In general, a fiber optic transceiver is a communications device having an optical interface and an electrical interface. The optical interface transmits and receives fiber optic signals (e.g., through a set of fiber optic cables). The electrical interface transmits and receives electrical signals (e.g., through a circuit board connector mounted to a printed circuit board or PCB).
Ten Gigabit Ethernet Small Form-Factor Pluggable (XFP) is a standard “off-the-shelf” fiber optic transceiver package often used for IEEE 802.3ae Ethernet communications. The electrical interface of an XFP module operates according to an XFI protocol, and has a thirty-pin electrical interface. An XFP edge finger socket may receive and mate with an XFP edge finger connector.

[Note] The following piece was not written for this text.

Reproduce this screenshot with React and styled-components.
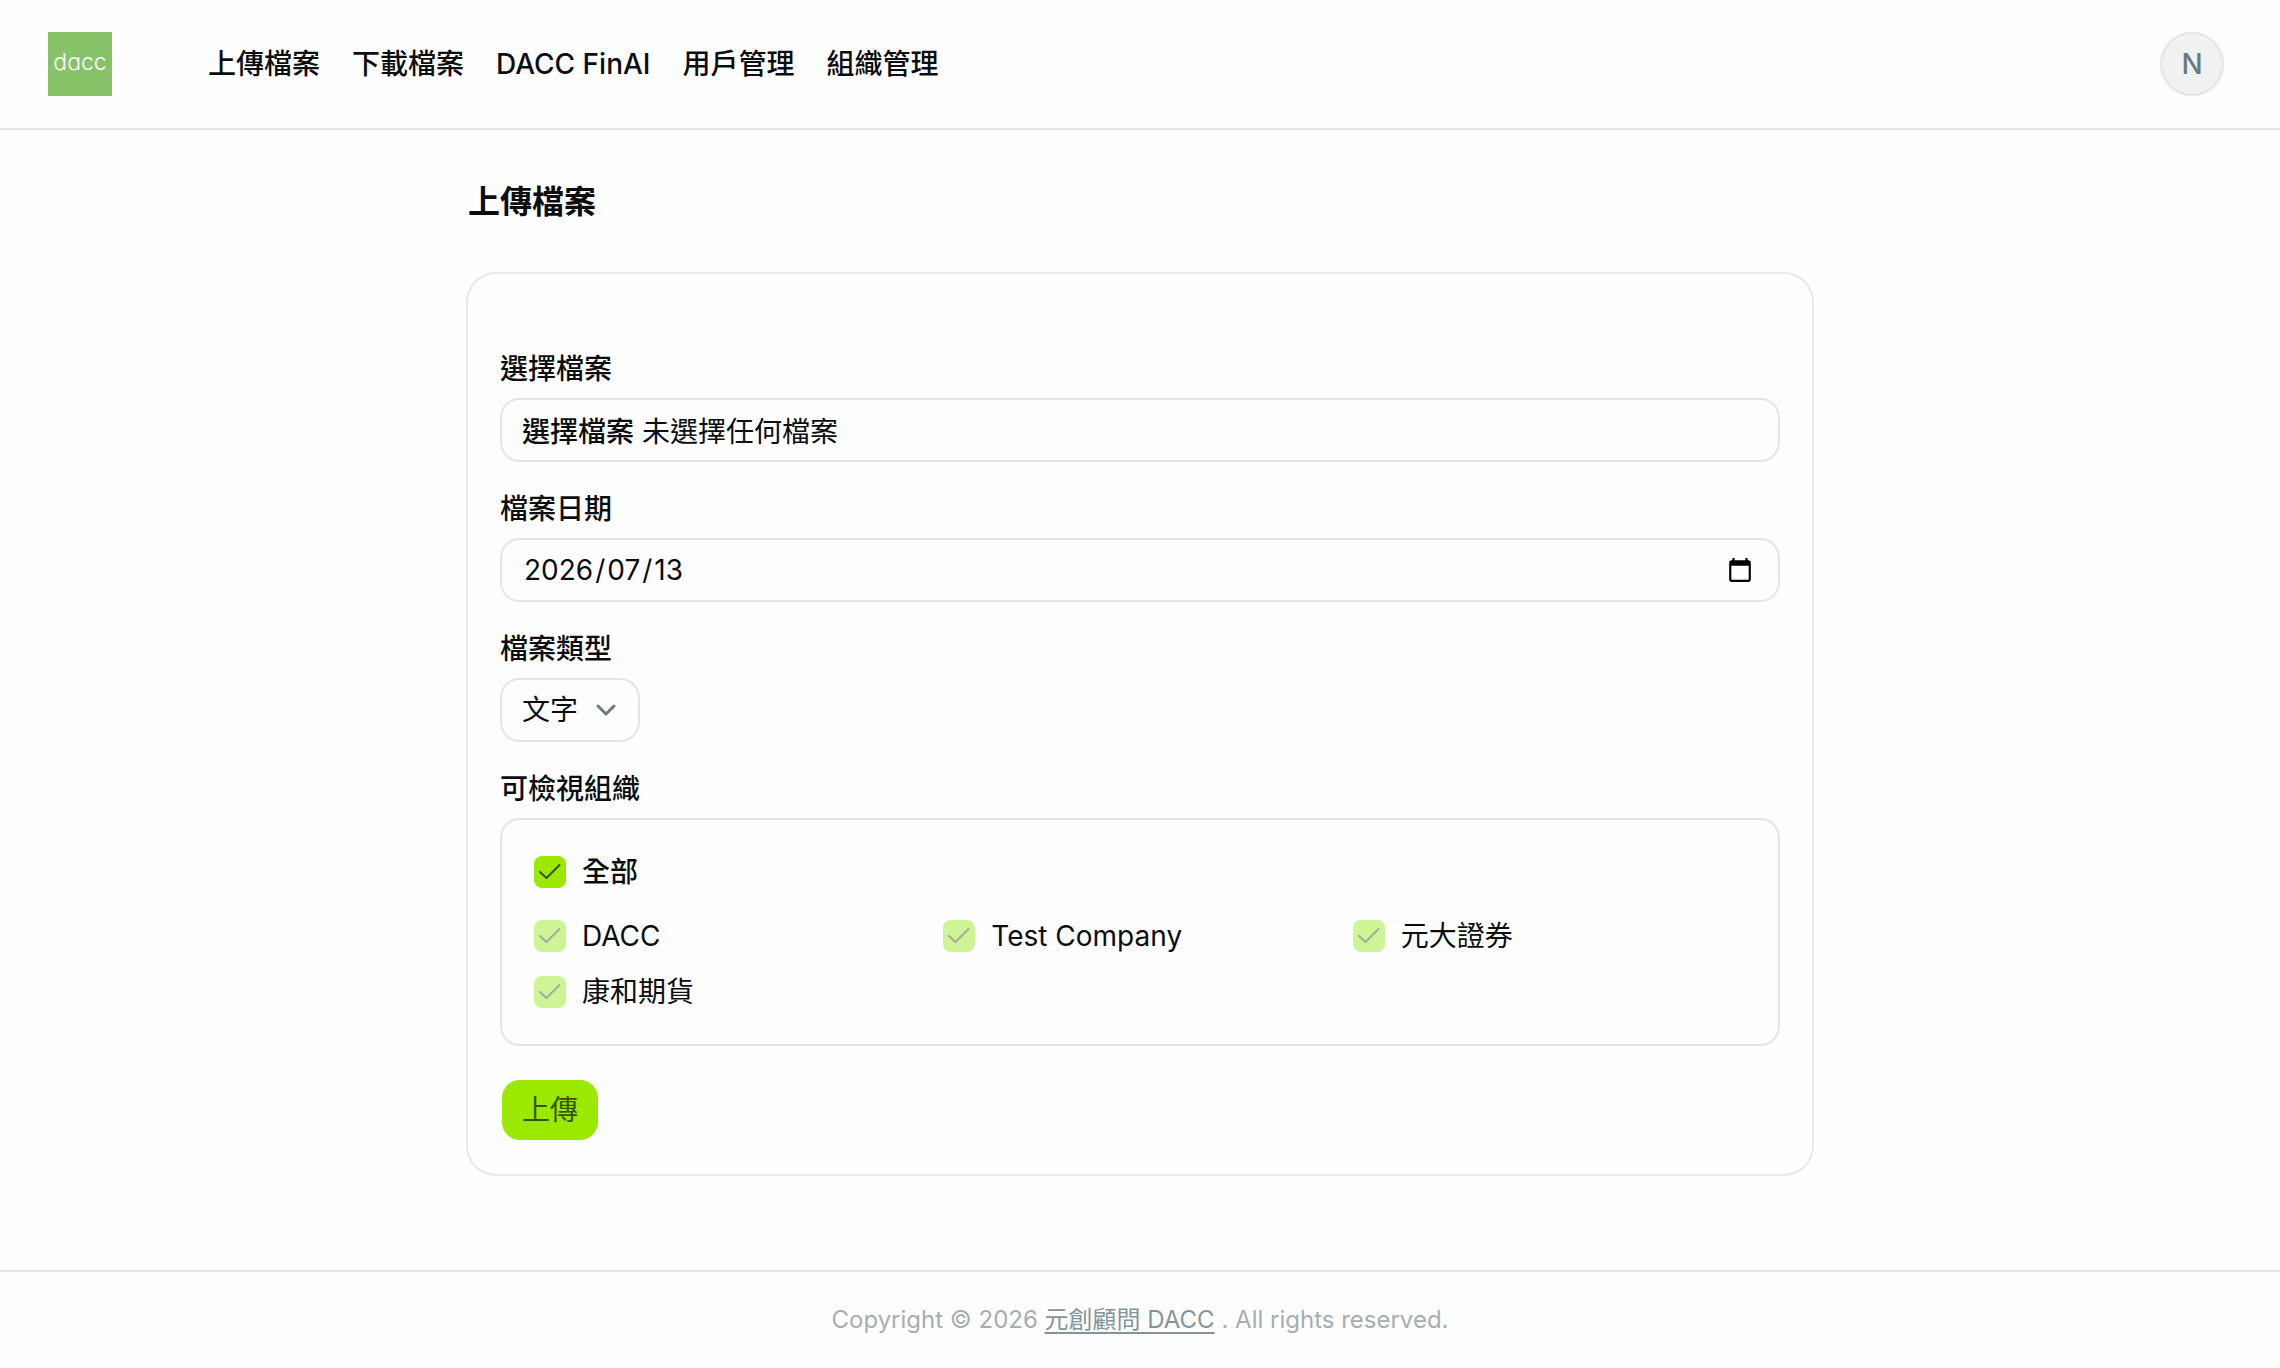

Small form factor pluggable (SFP or SFP+) modules are also standard “off-the-shelf” fiber optic transceiver packages which are optimized for high-speed fiber optic channel applications. Both SFP modules and SFP+ modules include electrical interfaces and have twenty-pin electrical interfaces which plug into a small form factor (SFF) host connector. The electrical interface of an SFP module may operate according to an SFP protocol such as Serial Gigabit Media Independent Interface (SGMII). The electrical interface of an SFP+ module operates according to the SFI protocol. In general, the physical form factor of an SFP or SFP+ fiber optic transceiver is smaller than an XFP fiber optic transceiver.